Stated problem> Print the listing below exactly.

....

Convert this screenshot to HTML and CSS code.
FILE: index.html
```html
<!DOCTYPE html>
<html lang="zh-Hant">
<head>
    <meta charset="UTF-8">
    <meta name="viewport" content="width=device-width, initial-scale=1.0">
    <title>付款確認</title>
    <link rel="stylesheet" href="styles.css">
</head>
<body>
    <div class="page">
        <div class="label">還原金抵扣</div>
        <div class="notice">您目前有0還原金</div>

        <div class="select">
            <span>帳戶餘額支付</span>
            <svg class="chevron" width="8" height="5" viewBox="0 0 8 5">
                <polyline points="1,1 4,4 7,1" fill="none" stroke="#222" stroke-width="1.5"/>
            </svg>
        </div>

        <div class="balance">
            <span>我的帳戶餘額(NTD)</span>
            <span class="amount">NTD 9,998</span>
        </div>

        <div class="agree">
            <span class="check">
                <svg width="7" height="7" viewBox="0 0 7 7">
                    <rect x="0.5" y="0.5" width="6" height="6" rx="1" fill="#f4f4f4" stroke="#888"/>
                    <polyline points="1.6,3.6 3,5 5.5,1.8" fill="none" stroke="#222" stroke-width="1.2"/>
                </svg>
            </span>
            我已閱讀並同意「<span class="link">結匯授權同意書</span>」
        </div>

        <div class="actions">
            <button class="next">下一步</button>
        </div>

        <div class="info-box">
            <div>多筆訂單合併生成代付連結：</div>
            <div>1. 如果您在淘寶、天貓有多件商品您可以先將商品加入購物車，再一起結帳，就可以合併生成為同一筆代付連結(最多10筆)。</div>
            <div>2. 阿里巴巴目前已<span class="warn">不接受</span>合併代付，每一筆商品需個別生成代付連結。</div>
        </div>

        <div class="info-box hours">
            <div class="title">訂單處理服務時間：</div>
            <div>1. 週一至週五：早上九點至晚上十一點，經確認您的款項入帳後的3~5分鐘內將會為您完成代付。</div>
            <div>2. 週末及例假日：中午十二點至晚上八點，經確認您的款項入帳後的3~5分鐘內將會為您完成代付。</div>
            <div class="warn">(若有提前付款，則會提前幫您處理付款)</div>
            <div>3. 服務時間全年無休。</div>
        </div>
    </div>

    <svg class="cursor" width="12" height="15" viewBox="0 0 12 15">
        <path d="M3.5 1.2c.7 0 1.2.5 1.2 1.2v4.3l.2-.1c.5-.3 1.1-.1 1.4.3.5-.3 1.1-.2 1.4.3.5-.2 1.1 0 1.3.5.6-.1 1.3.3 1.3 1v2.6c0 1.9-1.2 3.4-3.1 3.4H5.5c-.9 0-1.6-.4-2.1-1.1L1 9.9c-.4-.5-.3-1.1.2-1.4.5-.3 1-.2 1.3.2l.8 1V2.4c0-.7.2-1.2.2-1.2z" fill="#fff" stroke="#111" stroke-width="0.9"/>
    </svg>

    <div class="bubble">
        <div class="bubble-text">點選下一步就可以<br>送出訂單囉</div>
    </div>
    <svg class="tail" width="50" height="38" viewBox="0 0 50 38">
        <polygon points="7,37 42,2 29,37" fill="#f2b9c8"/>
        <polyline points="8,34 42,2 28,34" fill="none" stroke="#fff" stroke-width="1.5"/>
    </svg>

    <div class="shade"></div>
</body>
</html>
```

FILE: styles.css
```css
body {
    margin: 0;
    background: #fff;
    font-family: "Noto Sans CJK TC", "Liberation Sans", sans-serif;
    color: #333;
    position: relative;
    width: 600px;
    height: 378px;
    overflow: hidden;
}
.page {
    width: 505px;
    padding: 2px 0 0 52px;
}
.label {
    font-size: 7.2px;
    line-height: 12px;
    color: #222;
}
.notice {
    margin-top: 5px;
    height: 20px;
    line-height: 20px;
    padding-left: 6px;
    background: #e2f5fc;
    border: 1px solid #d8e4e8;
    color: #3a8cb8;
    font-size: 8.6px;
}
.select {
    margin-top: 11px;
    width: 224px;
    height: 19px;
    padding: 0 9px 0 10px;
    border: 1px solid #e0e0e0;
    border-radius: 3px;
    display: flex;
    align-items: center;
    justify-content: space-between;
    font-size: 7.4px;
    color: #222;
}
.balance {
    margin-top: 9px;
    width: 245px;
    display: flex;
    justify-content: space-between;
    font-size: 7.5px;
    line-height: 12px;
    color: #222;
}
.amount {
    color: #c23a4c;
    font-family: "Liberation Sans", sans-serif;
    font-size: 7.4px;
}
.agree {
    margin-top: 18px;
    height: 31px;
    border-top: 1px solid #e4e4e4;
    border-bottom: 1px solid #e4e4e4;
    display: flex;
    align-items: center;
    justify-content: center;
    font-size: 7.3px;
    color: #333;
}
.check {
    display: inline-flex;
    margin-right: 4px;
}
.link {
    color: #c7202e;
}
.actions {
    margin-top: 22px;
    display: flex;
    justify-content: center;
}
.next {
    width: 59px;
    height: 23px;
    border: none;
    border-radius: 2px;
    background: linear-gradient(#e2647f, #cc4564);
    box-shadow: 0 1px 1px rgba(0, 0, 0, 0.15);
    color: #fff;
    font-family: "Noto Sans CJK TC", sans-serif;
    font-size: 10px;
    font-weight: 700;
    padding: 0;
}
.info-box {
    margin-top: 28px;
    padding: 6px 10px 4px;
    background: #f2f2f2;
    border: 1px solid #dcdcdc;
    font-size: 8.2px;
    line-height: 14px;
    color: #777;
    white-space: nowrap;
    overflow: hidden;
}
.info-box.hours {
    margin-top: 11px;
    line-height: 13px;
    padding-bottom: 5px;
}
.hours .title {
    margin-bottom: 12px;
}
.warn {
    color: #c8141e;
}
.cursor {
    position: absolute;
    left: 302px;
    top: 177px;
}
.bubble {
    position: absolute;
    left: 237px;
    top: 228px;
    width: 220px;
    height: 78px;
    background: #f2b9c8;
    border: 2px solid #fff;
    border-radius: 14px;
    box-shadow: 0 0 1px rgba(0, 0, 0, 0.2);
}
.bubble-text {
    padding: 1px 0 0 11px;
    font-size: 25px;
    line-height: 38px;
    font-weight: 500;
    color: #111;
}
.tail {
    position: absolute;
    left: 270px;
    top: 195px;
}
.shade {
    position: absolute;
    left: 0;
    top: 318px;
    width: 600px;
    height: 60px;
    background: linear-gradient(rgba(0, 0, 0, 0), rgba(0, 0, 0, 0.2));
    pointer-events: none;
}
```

....

Task output>
Convert this screenshot to HTML and CSS code.
FILE: index.html
```html
<!DOCTYPE html>
<html lang="zh-Hant">
<head>
    <meta charset="UTF-8">
    <meta name="viewport" content="width=device-width, initial-scale=1.0">
    <title>付款確認</title>
    <link rel="stylesheet" href="styles.css">
</head>
<body>
    <div class="page">
        <div class="label">還原金抵扣</div>
        <div class="notice">您目前有0還原金</div>

        <div class="select">
            <span>帳戶餘額支付</span>
            <svg class="chevron" width="8" height="5" viewBox="0 0 8 5">
                <polyline points="1,1 4,4 7,1" fill="none" stroke="#222" stroke-width="1.5"/>
            </svg>
        </div>

        <div class="balance">
            <span>我的帳戶餘額(NTD)</span>
            <span class="amount">NTD 9,998</span>
        </div>

        <div class="agree">
            <span class="check">
                <svg width="7" height="7" viewBox="0 0 7 7">
                    <rect x="0.5" y="0.5" width="6" height="6" rx="1" fill="#f4f4f4" stroke="#888"/>
                    <polyline points="1.6,3.6 3,5 5.5,1.8" fill="none" stroke="#222" stroke-width="1.2"/>
                </svg>
            </span>
            我已閱讀並同意「<span class="link">結匯授權同意書</span>」
        </div>

        <div class="actions">
            <button class="next">下一步</button>
        </div>

        <div class="info-box">
            <div>多筆訂單合併生成代付連結：</div>
            <div>1. 如果您在淘寶、天貓有多件商品您可以先將商品加入購物車，再一起結帳，就可以合併生成為同一筆代付連結(最多10筆)。</div>
            <div>2. 阿里巴巴目前已<span class="warn">不接受</span>合併代付，每一筆商品需個別生成代付連結。</div>
        </div>

        <div class="info-box hours">
            <div class="title">訂單處理服務時間：</div>
            <div>1. 週一至週五：早上九點至晚上十一點，經確認您的款項入帳後的3~5分鐘內將會為您完成代付。</div>
            <div>2. 週末及例假日：中午十二點至晚上八點，經確認您的款項入帳後的3~5分鐘內將會為您完成代付。</div>
            <div class="warn">(若有提前付款，則會提前幫您處理付款)</div>
            <div>3. 服務時間全年無休。</div>
        </div>
    </div>

    <svg class="cursor" width="12" height="15" viewBox="0 0 12 15">
        <path d="M3.5 1.2c.7 0 1.2.5 1.2 1.2v4.3l.2-.1c.5-.3 1.1-.1 1.4.3.5-.3 1.1-.2 1.4.3.5-.2 1.1 0 1.3.5.6-.1 1.3.3 1.3 1v2.6c0 1.9-1.2 3.4-3.1 3.4H5.5c-.9 0-1.6-.4-2.1-1.1L1 9.9c-.4-.5-.3-1.1.2-1.4.5-.3 1-.2 1.3.2l.8 1V2.4c0-.7.2-1.2.2-1.2z" fill="#fff" stroke="#111" stroke-width="0.9"/>
    </svg>

    <div class="bubble">
        <div class="bubble-text">點選下一步就可以<br>送出訂單囉</div>
    </div>
    <svg class="tail" width="50" height="38" viewBox="0 0 50 38">
        <polygon points="7,37 42,2 29,37" fill="#f2b9c8"/>
        <polyline points="8,34 42,2 28,34" fill="none" stroke="#fff" stroke-width="1.5"/>
    </svg>

    <div class="shade"></div>
</body>
</html>
```

FILE: styles.css
```css
body {
    margin: 0;
    background: #fff;
    font-family: "Noto Sans CJK TC", "Liberation Sans", sans-serif;
    color: #333;
    position: relative;
    width: 600px;
    height: 378px;
    overflow: hidden;
}
.page {
    width: 505px;
    padding: 2px 0 0 52px;
}
.label {
    font-size: 7.2px;
    line-height: 12px;
    color: #222;
}
.notice {
    margin-top: 5px;
    height: 20px;
    line-height: 20px;
    padding-left: 6px;
    background: #e2f5fc;
    border: 1px solid #d8e4e8;
    color: #3a8cb8;
    font-size: 8.6px;
}
.select {
    margin-top: 11px;
    width: 224px;
    height: 19px;
    padding: 0 9px 0 10px;
    border: 1px solid #e0e0e0;
    border-radius: 3px;
    display: flex;
    align-items: center;
    justify-content: space-between;
    font-size: 7.4px;
    color: #222;
}
.balance {
    margin-top: 9px;
    width: 245px;
    display: flex;
    justify-content: space-between;
    font-size: 7.5px;
    line-height: 12px;
    color: #222;
}
.amount {
    color: #c23a4c;
    font-family: "Liberation Sans", sans-serif;
    font-size: 7.4px;
}
.agree {
    margin-top: 18px;
    height: 31px;
    border-top: 1px solid #e4e4e4;
    border-bottom: 1px solid #e4e4e4;
    display: flex;
    align-items: center;
    justify-content: center;
    font-size: 7.3px;
    color: #333;
}
.check {
    display: inline-flex;
    margin-right: 4px;
}
.link {
    color: #c7202e;
}
.actions {
    margin-top: 22px;
    display: flex;
    justify-content: center;
}
.next {
    width: 59px;
    height: 23px;
    border: none;
    border-radius: 2px;
    background: linear-gradient(#e2647f, #cc4564);
    box-shadow: 0 1px 1px rgba(0, 0, 0, 0.15);
    color: #fff;
    font-family: "Noto Sans CJK TC", sans-serif;
    font-size: 10px;
    font-weight: 700;
    padding: 0;
}
.info-box {
    margin-top: 28px;
    padding: 6px 10px 4px;
    background: #f2f2f2;
    border: 1px solid #dcdcdc;
    font-size: 8.2px;
    line-height: 14px;
    color: #777;
    white-space: nowrap;
    overflow: hidden;
}
.info-box.hours {
    margin-top: 11px;
    line-height: 13px;
    padding-bottom: 5px;
}
.hours .title {
    margin-bottom: 12px;
}
.warn {
    color: #c8141e;
}
.cursor {
    position: absolute;
    left: 302px;
    top: 177px;
}
.bubble {
    position: absolute;
    left: 237px;
    top: 228px;
    width: 220px;
    height: 78px;
    background: #f2b9c8;
    border: 2px solid #fff;
    border-radius: 14px;
    box-shadow: 0 0 1px rgba(0, 0, 0, 0.2);
}
.bubble-text {
    padding: 1px 0 0 11px;
    font-size: 25px;
    line-height: 38px;
    font-weight: 500;
    color: #111;
}
.tail {
    position: absolute;
    left: 270px;
    top: 195px;
}
.shade {
    position: absolute;
    left: 0;
    top: 318px;
    width: 600px;
    height: 60px;
    background: linear-gradient(rgba(0, 0, 0, 0), rgba(0, 0, 0, 0.2));
    pointer-events: none;
}
```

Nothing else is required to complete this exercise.